We suggest one major area for improvement is in expanding the effective limit of the present document's scope. Project management is about much more than just managing one project. It should also be about the environment in which the projects are generated, how they come into being and on what priority basis. That includes the whole business of project portfolio management where a collection of projects must be selected and managed for the most benefit for the organization. Or program management where one very large project can first be broken down into "sub-" projects. It should also include advice to senior management on how best to set the stage for their accomplishment. We call that managing the "Front End".

By the same token, the update could also include more detail on how to transfer the resulting product into the "Care, Custody and Control" of the customer so that the intended benefits or outcomes for the sponsoring enterprise are securely launched. We submit this part is just as vital for ensuring that the product is not only successful but is perceived to be successful. Only then can the project manager sit back satisfied that his or her project is a truly successful one. We call that managing the "Back End".
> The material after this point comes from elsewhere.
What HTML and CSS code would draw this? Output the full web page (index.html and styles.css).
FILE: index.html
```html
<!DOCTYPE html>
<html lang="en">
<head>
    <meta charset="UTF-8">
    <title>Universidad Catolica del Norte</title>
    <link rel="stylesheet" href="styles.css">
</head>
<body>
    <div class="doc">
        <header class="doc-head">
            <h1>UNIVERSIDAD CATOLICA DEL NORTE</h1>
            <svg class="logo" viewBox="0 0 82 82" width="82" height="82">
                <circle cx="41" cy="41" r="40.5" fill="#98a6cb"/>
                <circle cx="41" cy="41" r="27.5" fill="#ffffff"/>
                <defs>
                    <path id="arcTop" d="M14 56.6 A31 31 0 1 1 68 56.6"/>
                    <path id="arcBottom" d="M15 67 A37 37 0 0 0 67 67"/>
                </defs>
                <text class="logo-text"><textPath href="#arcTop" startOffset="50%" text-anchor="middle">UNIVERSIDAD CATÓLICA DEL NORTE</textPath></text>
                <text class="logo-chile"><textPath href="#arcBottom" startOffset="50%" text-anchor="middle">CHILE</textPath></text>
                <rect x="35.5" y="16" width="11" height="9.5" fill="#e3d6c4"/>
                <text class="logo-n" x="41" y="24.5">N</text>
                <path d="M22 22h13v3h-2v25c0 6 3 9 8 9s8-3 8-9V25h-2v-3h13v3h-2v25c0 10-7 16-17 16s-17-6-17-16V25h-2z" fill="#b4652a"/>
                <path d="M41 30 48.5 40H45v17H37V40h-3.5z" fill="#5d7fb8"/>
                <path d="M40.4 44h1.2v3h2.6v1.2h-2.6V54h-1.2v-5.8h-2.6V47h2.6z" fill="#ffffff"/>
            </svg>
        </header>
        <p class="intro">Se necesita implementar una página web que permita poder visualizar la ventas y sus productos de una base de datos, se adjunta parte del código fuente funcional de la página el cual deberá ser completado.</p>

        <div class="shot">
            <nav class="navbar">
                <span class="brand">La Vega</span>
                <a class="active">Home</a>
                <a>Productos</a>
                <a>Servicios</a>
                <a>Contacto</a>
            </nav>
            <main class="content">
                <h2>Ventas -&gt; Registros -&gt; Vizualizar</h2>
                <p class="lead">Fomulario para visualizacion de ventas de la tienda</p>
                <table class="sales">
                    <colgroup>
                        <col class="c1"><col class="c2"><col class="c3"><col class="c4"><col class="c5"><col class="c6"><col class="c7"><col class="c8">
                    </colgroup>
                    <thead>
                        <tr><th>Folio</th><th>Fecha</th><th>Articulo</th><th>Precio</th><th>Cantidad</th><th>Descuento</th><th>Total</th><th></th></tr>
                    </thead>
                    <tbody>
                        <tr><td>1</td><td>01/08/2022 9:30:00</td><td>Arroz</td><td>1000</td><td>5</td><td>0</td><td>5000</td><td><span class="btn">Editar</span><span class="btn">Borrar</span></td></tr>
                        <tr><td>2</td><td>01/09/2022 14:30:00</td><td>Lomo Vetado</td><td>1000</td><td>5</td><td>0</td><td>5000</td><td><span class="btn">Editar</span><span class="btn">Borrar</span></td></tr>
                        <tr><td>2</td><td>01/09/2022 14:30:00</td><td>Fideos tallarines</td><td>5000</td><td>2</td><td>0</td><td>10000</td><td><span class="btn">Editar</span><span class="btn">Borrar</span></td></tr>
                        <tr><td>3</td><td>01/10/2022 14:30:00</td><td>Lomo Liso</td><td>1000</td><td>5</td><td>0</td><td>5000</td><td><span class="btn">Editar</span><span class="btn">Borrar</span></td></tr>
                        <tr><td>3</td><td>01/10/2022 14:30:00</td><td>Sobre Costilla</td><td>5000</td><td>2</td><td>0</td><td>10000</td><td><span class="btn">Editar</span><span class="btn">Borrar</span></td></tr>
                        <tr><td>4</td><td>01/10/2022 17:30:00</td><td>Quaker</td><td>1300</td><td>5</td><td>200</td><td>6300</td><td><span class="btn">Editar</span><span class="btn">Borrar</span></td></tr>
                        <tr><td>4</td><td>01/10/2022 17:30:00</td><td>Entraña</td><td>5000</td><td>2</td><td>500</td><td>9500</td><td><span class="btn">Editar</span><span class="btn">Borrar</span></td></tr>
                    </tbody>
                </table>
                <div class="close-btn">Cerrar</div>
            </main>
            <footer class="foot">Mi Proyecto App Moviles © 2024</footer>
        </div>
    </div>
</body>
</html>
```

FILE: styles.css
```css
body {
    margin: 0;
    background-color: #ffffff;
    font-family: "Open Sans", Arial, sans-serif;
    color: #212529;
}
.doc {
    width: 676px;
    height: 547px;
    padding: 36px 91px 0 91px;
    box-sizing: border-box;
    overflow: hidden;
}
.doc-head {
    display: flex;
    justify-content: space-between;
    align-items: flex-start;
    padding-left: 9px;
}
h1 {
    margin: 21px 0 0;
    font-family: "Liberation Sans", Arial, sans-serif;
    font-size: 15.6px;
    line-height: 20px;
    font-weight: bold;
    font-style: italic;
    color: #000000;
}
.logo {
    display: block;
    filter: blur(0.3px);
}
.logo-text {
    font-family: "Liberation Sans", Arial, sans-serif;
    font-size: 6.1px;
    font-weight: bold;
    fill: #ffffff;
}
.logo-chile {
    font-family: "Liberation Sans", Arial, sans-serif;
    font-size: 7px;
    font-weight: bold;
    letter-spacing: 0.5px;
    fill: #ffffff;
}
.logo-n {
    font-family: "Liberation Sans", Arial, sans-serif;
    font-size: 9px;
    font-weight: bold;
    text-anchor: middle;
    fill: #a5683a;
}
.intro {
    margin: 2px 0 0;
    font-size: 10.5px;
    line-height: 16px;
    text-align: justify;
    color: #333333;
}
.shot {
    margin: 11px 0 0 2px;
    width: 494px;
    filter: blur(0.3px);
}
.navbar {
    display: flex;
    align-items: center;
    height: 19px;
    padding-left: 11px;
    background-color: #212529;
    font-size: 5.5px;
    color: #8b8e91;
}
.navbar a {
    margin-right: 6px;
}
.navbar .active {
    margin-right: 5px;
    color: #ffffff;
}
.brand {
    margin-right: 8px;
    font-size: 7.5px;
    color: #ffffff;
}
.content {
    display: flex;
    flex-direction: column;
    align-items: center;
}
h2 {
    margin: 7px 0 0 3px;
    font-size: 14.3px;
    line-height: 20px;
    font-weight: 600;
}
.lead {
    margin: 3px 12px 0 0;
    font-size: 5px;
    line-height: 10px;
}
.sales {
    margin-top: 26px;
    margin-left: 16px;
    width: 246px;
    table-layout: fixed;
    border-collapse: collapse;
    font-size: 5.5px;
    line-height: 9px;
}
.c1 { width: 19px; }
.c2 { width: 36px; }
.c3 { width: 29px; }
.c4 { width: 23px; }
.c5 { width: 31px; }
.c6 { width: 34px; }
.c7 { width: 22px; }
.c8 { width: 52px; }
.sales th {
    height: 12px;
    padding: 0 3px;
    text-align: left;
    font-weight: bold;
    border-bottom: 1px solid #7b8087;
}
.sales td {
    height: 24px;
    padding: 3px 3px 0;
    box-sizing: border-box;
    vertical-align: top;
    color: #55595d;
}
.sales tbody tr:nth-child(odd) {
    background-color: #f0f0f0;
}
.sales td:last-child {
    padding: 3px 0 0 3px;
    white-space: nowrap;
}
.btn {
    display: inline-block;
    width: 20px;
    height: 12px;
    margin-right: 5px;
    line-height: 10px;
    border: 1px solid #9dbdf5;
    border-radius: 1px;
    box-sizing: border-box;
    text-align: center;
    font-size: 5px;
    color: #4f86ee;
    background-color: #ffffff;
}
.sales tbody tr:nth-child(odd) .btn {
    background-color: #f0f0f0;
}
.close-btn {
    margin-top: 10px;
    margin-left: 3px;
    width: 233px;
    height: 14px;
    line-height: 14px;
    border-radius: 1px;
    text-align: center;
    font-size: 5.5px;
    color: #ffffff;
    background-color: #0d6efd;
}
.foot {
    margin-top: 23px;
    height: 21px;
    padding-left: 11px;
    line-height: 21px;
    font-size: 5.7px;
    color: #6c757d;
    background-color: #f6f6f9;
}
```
What we have in the current PMBOK is a collection of twelve chapters on a variety of subjects in no apparent order and little connection to one another. Miller in his classic psychology paper has suggested that the average person can only handle about seven topics, plus or minus two, at any given level. (See "The Magical Number Seven, Plus or Minus Two: Some Limits on our Capacity for Processing Information" by George A. Miller, 1956, Harvard University – first published in Psychology Review, 63, 81-97 and on the Internet: http://psychclassics.yorku.ca/Miller/ ). Clearly this is a serious shortcoming and to add more chapters on more topics without apparent structure could only make matters worse. Considering that the work breakdown structure is such an important tool in project management, a WBS would be an obvious choice – although not the only one.
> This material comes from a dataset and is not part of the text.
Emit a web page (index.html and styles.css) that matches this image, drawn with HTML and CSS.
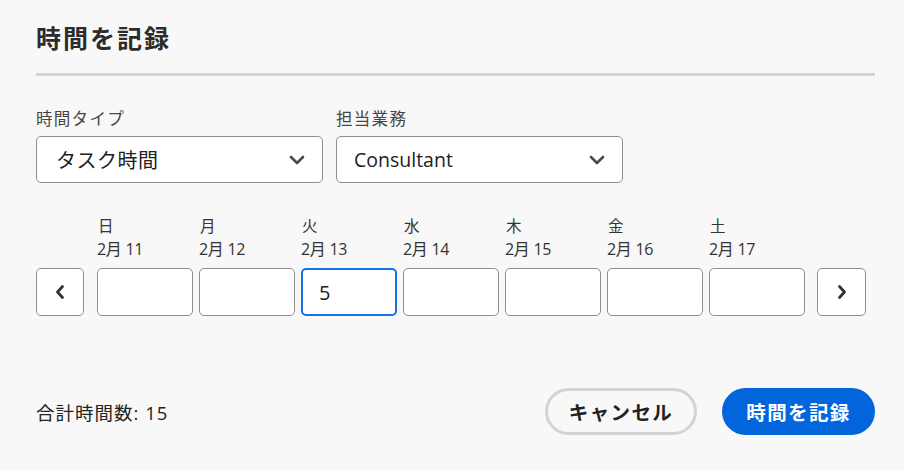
FILE: index.html
```html
<!DOCTYPE html>
<html lang="ja">
<head>
<meta charset="utf-8">
<title>時間を記録</title>
<link rel="stylesheet" href="styles.css">
</head>
<body>
<div class="dialog">
  <h1 class="title">時間を記録</h1>
  <div class="divider"></div>

  <div class="fields">
    <div class="field">
      <div class="label">時間タイプ</div>
      <div class="select">
        <span class="select-text">タスク時間</span>
        <svg class="chev-down" width="16" height="10" viewBox="0 0 16 10"><path d="M2 2 L8 8 L14 2" fill="none" stroke="#4b4b4b" stroke-width="2.6" stroke-linecap="round" stroke-linejoin="round"/></svg>
      </div>
    </div>
    <div class="field">
      <div class="label">担当業務</div>
      <div class="select">
        <span class="select-text latin">Consultant</span>
        <svg class="chev-down" width="16" height="10" viewBox="0 0 16 10"><path d="M2 2 L8 8 L14 2" fill="none" stroke="#4b4b4b" stroke-width="2.6" stroke-linecap="round" stroke-linejoin="round"/></svg>
      </div>
    </div>
  </div>

  <div class="week">
    <button class="nav nav-prev" aria-label="前の週">
      <svg width="12" height="16" viewBox="0 0 12 16"><path d="M8.5 2.5 L3.5 8 L8.5 13.5" fill="none" stroke="#333" stroke-width="2.8" stroke-linecap="round" stroke-linejoin="round"/></svg>
    </button>
    <div class="days">
      <div class="day"><div class="dow">日</div><div class="date">2月 11</div><input class="hours" type="text" value=""></div>
      <div class="day"><div class="dow">月</div><div class="date">2月 12</div><input class="hours" type="text" value=""></div>
      <div class="day"><div class="dow">火</div><div class="date">2月 13</div><input class="hours active" type="text" value="5"></div>
      <div class="day"><div class="dow">水</div><div class="date">2月 14</div><input class="hours" type="text" value=""></div>
      <div class="day"><div class="dow">木</div><div class="date">2月 15</div><input class="hours" type="text" value=""></div>
      <div class="day"><div class="dow">金</div><div class="date">2月 16</div><input class="hours" type="text" value=""></div>
      <div class="day"><div class="dow">土</div><div class="date">2月 17</div><input class="hours" type="text" value=""></div>
    </div>
    <button class="nav nav-next" aria-label="次の週">
      <svg width="12" height="16" viewBox="0 0 12 16"><path d="M3.5 2.5 L8.5 8 L3.5 13.5" fill="none" stroke="#333" stroke-width="2.8" stroke-linecap="round" stroke-linejoin="round"/></svg>
    </button>
  </div>

  <div class="footer">
    <div class="total">合計時間数: 15</div>
    <div class="actions">
      <button class="btn btn-secondary">キャンセル</button>
      <button class="btn btn-primary">時間を記録</button>
    </div>
  </div>
</div>
</body>
</html>
```
FILE: styles.css
```css
html, body {
  margin: 0;
  padding: 0;
  background: #f8f8f8;
}
body {
  font-family: "Open Sans", "Noto Sans CJK JP", sans-serif;
  color: #2c2c2c;
  width: 904px;
  height: 470px;
  overflow: hidden;
}
.dialog {
  padding: 20px 29px 0 36px;
}
.title {
  margin: 0;
  font-family: "Noto Sans CJK JP", sans-serif;
  font-size: 25px;
  letter-spacing: 2px;
  line-height: 34px;
  font-weight: 700;
  color: #2c2c2c;
}
.divider {
  height: 3px;
  background: #d5d5d5;
  margin-top: 19px;
}
.fields {
  display: flex;
  gap: 13px;
  margin-top: 31px;
}
.field {
  width: 287px;
}
.label {
  font-family: "Noto Sans CJK JP", sans-serif;
  font-size: 16.5px;
  letter-spacing: 1.3px;
  line-height: 22px;
  color: #464646;
  margin-bottom: 7px;
}
.select {
  box-sizing: border-box;
  height: 47px;
  border: 1px solid #8e8e8e;
  border-radius: 5px;
  background: #fff;
  display: flex;
  align-items: center;
  justify-content: space-between;
  padding: 0 17px 0 19px;
}
.select-text {
  font-family: "Noto Sans CJK JP", sans-serif;
  font-size: 20px;
  letter-spacing: 0.5px;
  color: #222;
}
.select-text.latin {
  font-family: "Open Sans", sans-serif;
  letter-spacing: 0;
  font-size: 19.5px;
  margin-left: -2px;
}
.chev-down {
  display: block;
}
.week {
  display: flex;
  align-items: flex-end;
  margin-top: 30px;
}
.nav {
  box-sizing: border-box;
  width: 48px;
  height: 48px;
  border: 1px solid #8e8e8e;
  border-radius: 5px;
  background: #fff;
  padding: 0;
  display: flex;
  align-items: center;
  justify-content: center;
}
.nav-prev { margin-right: 13px; }
.nav-next { margin-left: 12px; width: 49px; }
.days {
  display: flex;
  gap: 6px;
}
.day {
  width: 96px;
  display: flex;
  flex-direction: column;
}
.dow {
  font-family: "Noto Sans CJK JP", sans-serif;
  font-size: 15.5px;
  line-height: 24px;
  color: #333;
  padding-left: 1px;
}
.date {
  font-size: 16px;
  line-height: 24px;
  color: #333;
  margin-bottom: 7px;
  letter-spacing: -0.3px;
}
.hours {
  box-sizing: border-box;
  width: 96px;
  height: 48px;
  border: 1px solid #8e8e8e;
  border-radius: 5px;
  background: #fff;
  font-family: "Open Sans", sans-serif;
  font-size: 20px;
  color: #222;
  padding: 0 0 0 17px;
  margin: 0;
  outline: none;
}
.hours.active {
  border: 2px solid #1473e6;
  padding-left: 16px;
}
.footer {
  display: flex;
  align-items: center;
  justify-content: space-between;
  margin-top: 72px;
}
.total {
  font-size: 18.5px;
  letter-spacing: 1px;
  color: #222;
}
.actions {
  display: flex;
  gap: 25px;
}
.btn {
  box-sizing: border-box;
  height: 47px;
  border-radius: 24px;
  font-family: "Noto Sans CJK JP", sans-serif;
  font-weight: 700;
  font-size: 19.5px;
  letter-spacing: 1.4px;
  padding: 0;
  display: flex;
  align-items: center;
  justify-content: center;
}
.btn-secondary {
  width: 152px;
  background: transparent;
  border: 3px solid #d3d3d3;
  color: #222;
}
.btn-primary {
  width: 153px;
  background: #0265dc;
  border: none;
  color: #fff;
}
```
In contrast to PMI, the Association of Project Managers has adopted an intuitively structured subject grouping proposed by Dr. Peter Morris, CRMP-UMIST, UK. Wideman has proposed a more encompassing six level structure. This spans from the Global Competitive Environment down to the Technique level that is more in tune with the current US model. Such a structure helps practitioners understand where everything fits – and researchers to observe where knowledge is missing. Issacon #1002 explains the structure, its significance and the content at each level.
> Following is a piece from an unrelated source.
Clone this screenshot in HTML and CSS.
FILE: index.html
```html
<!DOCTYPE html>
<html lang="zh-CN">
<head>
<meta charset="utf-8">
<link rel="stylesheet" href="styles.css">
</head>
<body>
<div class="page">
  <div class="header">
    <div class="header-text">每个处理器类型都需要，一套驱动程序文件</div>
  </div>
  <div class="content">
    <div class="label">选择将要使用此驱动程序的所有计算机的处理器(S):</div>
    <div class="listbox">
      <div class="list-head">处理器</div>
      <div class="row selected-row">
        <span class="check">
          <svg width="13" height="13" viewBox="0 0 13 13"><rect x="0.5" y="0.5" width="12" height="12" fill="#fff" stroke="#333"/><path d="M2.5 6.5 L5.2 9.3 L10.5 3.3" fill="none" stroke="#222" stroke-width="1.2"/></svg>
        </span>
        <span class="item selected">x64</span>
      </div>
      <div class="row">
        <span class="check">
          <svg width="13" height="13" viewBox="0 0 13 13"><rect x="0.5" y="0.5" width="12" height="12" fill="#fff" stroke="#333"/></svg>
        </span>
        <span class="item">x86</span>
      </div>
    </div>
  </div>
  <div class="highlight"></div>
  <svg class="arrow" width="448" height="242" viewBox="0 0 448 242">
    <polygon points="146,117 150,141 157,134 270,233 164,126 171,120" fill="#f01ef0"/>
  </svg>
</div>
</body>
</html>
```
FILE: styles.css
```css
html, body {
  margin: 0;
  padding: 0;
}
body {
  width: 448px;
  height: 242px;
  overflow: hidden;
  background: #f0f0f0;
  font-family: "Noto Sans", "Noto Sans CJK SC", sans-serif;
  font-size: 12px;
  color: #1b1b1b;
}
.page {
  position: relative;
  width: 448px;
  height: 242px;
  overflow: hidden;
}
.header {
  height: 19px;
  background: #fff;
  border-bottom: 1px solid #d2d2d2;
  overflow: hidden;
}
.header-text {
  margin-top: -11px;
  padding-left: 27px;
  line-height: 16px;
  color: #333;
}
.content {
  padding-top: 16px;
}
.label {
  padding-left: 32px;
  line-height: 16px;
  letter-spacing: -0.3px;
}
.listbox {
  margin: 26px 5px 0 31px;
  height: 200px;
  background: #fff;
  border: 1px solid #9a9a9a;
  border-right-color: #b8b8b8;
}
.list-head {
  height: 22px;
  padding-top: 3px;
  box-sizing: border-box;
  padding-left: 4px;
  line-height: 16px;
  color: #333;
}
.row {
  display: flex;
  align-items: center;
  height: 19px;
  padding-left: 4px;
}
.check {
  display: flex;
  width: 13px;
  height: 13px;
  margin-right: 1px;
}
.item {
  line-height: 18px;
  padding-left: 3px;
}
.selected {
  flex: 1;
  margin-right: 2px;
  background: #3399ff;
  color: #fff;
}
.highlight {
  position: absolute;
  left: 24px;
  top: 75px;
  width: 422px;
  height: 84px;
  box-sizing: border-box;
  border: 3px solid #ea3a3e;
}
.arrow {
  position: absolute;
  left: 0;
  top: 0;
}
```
For example, a significant area of interest to a "global" operation is the matter of culture, not just as a sub-topic, but as an overriding premise. You just cannot run projects the same way in, say, Germany, Russia, the Scandinavian countries or Asian countries. The people in those countries simply have different cultural norms, behave and react differently to different organizational structures and forms of communication, and have different levels of risk acceptance. In other words, one (read US) size does not fit all.

We must sincerely hope that this time around much more practical input will be entertained from practitioners-in-the-trenches. Also, one hopes, the input will be unfettered by constrictive copyright impositions on public knowledge, and preconceived notions of what is best for the Institute's treasury rather than what is best for the project management discipline at large.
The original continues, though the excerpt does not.